Set the listing down unchanged, minus every embedded image.

-- START GIVEN DATA --

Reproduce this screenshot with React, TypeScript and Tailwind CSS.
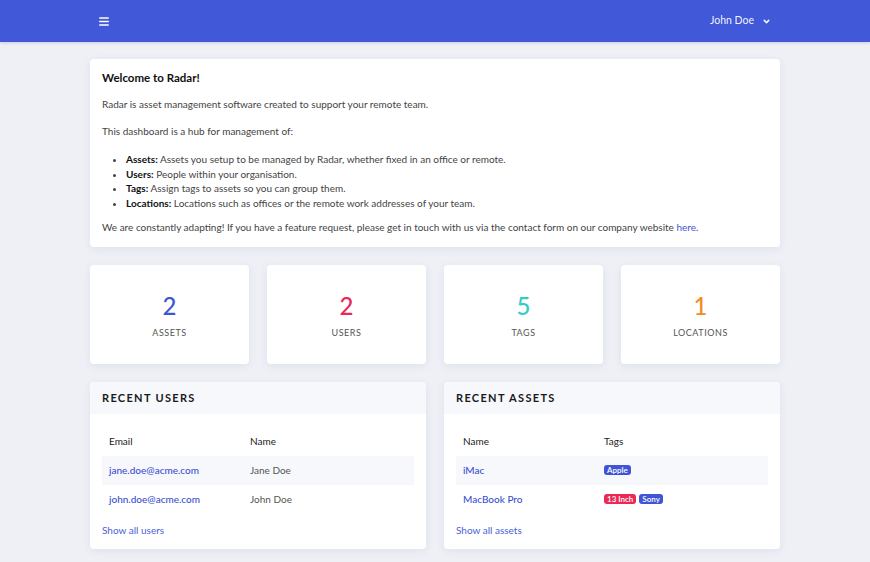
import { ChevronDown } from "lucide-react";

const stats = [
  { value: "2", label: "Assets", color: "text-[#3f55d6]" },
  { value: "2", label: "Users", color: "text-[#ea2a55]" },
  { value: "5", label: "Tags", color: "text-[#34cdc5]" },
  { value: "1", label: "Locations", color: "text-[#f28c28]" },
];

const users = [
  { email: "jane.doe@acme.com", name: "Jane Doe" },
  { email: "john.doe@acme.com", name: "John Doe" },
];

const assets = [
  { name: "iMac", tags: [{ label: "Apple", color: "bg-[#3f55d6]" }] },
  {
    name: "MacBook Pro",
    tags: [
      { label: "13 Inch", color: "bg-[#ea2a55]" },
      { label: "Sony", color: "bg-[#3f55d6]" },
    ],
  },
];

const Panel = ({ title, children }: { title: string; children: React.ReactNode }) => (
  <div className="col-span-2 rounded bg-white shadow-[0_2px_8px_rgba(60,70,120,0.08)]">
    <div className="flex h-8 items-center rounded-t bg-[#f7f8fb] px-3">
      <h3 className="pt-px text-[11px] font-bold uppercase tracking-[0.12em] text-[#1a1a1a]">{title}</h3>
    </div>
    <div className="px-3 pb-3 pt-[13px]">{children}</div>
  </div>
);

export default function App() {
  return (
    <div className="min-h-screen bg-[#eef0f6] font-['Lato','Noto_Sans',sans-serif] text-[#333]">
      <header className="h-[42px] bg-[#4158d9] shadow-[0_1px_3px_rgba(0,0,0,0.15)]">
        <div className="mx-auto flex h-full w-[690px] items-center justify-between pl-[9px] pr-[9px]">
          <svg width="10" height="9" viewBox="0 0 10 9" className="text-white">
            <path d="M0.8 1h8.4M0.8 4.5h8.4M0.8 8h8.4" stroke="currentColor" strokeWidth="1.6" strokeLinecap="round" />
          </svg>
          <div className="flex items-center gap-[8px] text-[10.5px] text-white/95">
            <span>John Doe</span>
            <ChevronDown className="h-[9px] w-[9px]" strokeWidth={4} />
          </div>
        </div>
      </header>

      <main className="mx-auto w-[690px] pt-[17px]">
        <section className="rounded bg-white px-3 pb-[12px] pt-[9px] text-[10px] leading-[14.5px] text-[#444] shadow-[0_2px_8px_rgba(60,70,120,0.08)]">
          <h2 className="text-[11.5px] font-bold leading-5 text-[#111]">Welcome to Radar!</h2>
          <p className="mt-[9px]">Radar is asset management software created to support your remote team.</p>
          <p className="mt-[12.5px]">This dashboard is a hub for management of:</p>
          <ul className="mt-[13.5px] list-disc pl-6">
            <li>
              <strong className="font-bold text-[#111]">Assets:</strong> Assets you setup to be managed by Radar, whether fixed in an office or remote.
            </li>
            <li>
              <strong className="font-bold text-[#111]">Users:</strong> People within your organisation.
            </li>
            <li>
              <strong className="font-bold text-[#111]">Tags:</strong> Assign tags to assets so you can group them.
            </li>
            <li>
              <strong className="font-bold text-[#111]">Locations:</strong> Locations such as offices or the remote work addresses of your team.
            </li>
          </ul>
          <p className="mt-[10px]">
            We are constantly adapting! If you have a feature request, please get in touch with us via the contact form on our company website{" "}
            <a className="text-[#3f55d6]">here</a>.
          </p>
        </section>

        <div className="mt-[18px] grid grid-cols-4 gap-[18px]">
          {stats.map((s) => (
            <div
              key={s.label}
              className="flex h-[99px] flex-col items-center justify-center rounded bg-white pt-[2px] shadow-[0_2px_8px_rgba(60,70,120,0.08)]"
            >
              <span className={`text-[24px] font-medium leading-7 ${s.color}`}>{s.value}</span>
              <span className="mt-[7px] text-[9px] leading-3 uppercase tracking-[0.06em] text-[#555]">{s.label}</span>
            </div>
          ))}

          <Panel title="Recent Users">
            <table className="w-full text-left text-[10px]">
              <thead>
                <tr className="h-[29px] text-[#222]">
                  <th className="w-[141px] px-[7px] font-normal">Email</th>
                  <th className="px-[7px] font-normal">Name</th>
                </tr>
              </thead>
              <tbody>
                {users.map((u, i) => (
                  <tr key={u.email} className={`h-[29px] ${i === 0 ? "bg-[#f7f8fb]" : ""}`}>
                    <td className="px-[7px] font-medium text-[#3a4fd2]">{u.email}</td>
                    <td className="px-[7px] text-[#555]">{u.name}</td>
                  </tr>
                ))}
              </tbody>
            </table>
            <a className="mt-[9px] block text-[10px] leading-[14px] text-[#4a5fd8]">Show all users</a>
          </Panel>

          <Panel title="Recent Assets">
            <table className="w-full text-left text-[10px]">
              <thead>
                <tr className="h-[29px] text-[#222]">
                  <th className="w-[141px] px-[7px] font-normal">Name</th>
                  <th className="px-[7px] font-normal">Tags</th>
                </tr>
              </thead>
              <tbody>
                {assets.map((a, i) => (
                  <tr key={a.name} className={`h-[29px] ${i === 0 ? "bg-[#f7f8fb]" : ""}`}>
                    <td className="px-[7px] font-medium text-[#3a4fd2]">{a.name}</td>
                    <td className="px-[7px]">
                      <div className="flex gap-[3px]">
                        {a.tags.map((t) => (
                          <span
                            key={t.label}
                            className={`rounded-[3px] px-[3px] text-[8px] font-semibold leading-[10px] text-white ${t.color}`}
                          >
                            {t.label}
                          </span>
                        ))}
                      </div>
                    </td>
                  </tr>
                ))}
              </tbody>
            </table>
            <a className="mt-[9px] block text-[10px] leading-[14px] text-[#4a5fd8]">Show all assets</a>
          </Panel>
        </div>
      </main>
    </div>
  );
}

-- END GIVEN DATA --

_SOLVED PROBLEM_:
Reproduce this screenshot with React, TypeScript and Tailwind CSS.
import { ChevronDown } from "lucide-react";

const stats = [
  { value: "2", label: "Assets", color: "text-[#3f55d6]" },
  { value: "2", label: "Users", color: "text-[#ea2a55]" },
  { value: "5", label: "Tags", color: "text-[#34cdc5]" },
  { value: "1", label: "Locations", color: "text-[#f28c28]" },
];

const users = [
  { email: "jane.doe@acme.com", name: "Jane Doe" },
  { email: "john.doe@acme.com", name: "John Doe" },
];

const assets = [
  { name: "iMac", tags: [{ label: "Apple", color: "bg-[#3f55d6]" }] },
  {
    name: "MacBook Pro",
    tags: [
      { label: "13 Inch", color: "bg-[#ea2a55]" },
      { label: "Sony", color: "bg-[#3f55d6]" },
    ],
  },
];

const Panel = ({ title, children }: { title: string; children: React.ReactNode }) => (
  <div className="col-span-2 rounded bg-white shadow-[0_2px_8px_rgba(60,70,120,0.08)]">
    <div className="flex h-8 items-center rounded-t bg-[#f7f8fb] px-3">
      <h3 className="pt-px text-[11px] font-bold uppercase tracking-[0.12em] text-[#1a1a1a]">{title}</h3>
    </div>
    <div className="px-3 pb-3 pt-[13px]">{children}</div>
  </div>
);

export default function App() {
  return (
    <div className="min-h-screen bg-[#eef0f6] font-['Lato','Noto_Sans',sans-serif] text-[#333]">
      <header className="h-[42px] bg-[#4158d9] shadow-[0_1px_3px_rgba(0,0,0,0.15)]">
        <div className="mx-auto flex h-full w-[690px] items-center justify-between pl-[9px] pr-[9px]">
          <svg width="10" height="9" viewBox="0 0 10 9" className="text-white">
            <path d="M0.8 1h8.4M0.8 4.5h8.4M0.8 8h8.4" stroke="currentColor" strokeWidth="1.6" strokeLinecap="round" />
          </svg>
          <div className="flex items-center gap-[8px] text-[10.5px] text-white/95">
            <span>John Doe</span>
            <ChevronDown className="h-[9px] w-[9px]" strokeWidth={4} />
          </div>
        </div>
      </header>

      <main className="mx-auto w-[690px] pt-[17px]">
        <section className="rounded bg-white px-3 pb-[12px] pt-[9px] text-[10px] leading-[14.5px] text-[#444] shadow-[0_2px_8px_rgba(60,70,120,0.08)]">
          <h2 className="text-[11.5px] font-bold leading-5 text-[#111]">Welcome to Radar!</h2>
          <p className="mt-[9px]">Radar is asset management software created to support your remote team.</p>
          <p className="mt-[12.5px]">This dashboard is a hub for management of:</p>
          <ul className="mt-[13.5px] list-disc pl-6">
            <li>
              <strong className="font-bold text-[#111]">Assets:</strong> Assets you setup to be managed by Radar, whether fixed in an office or remote.
            </li>
            <li>
              <strong className="font-bold text-[#111]">Users:</strong> People within your organisation.
            </li>
            <li>
              <strong className="font-bold text-[#111]">Tags:</strong> Assign tags to assets so you can group them.
            </li>
            <li>
              <strong className="font-bold text-[#111]">Locations:</strong> Locations such as offices or the remote work addresses of your team.
            </li>
          </ul>
          <p className="mt-[10px]">
            We are constantly adapting! If you have a feature request, please get in touch with us via the contact form on our company website{" "}
            <a className="text-[#3f55d6]">here</a>.
          </p>
        </section>

        <div className="mt-[18px] grid grid-cols-4 gap-[18px]">
          {stats.map((s) => (
            <div
              key={s.label}
              className="flex h-[99px] flex-col items-center justify-center rounded bg-white pt-[2px] shadow-[0_2px_8px_rgba(60,70,120,0.08)]"
            >
              <span className={`text-[24px] font-medium leading-7 ${s.color}`}>{s.value}</span>
              <span className="mt-[7px] text-[9px] leading-3 uppercase tracking-[0.06em] text-[#555]">{s.label}</span>
            </div>
          ))}

          <Panel title="Recent Users">
            <table className="w-full text-left text-[10px]">
              <thead>
                <tr className="h-[29px] text-[#222]">
                  <th className="w-[141px] px-[7px] font-normal">Email</th>
                  <th className="px-[7px] font-normal">Name</th>
                </tr>
              </thead>
              <tbody>
                {users.map((u, i) => (
                  <tr key={u.email} className={`h-[29px] ${i === 0 ? "bg-[#f7f8fb]" : ""}`}>
                    <td className="px-[7px] font-medium text-[#3a4fd2]">{u.email}</td>
                    <td className="px-[7px] text-[#555]">{u.name}</td>
                  </tr>
                ))}
              </tbody>
            </table>
            <a className="mt-[9px] block text-[10px] leading-[14px] text-[#4a5fd8]">Show all users</a>
          </Panel>

          <Panel title="Recent Assets">
            <table className="w-full text-left text-[10px]">
              <thead>
                <tr className="h-[29px] text-[#222]">
                  <th className="w-[141px] px-[7px] font-normal">Name</th>
                  <th className="px-[7px] font-normal">Tags</th>
                </tr>
              </thead>
              <tbody>
                {assets.map((a, i) => (
                  <tr key={a.name} className={`h-[29px] ${i === 0 ? "bg-[#f7f8fb]" : ""}`}>
                    <td className="px-[7px] font-medium text-[#3a4fd2]">{a.name}</td>
                    <td className="px-[7px]">
                      <div className="flex gap-[3px]">
                        {a.tags.map((t) => (
                          <span
                            key={t.label}
                            className={`rounded-[3px] px-[3px] text-[8px] font-semibold leading-[10px] text-white ${t.color}`}
                          >
                            {t.label}
                          </span>
                        ))}
                      </div>
                    </td>
                  </tr>
                ))}
              </tbody>
            </table>
            <a className="mt-[9px] block text-[10px] leading-[14px] text-[#4a5fd8]">Show all assets</a>
          </Panel>
        </div>
      </main>
    </div>
  );
}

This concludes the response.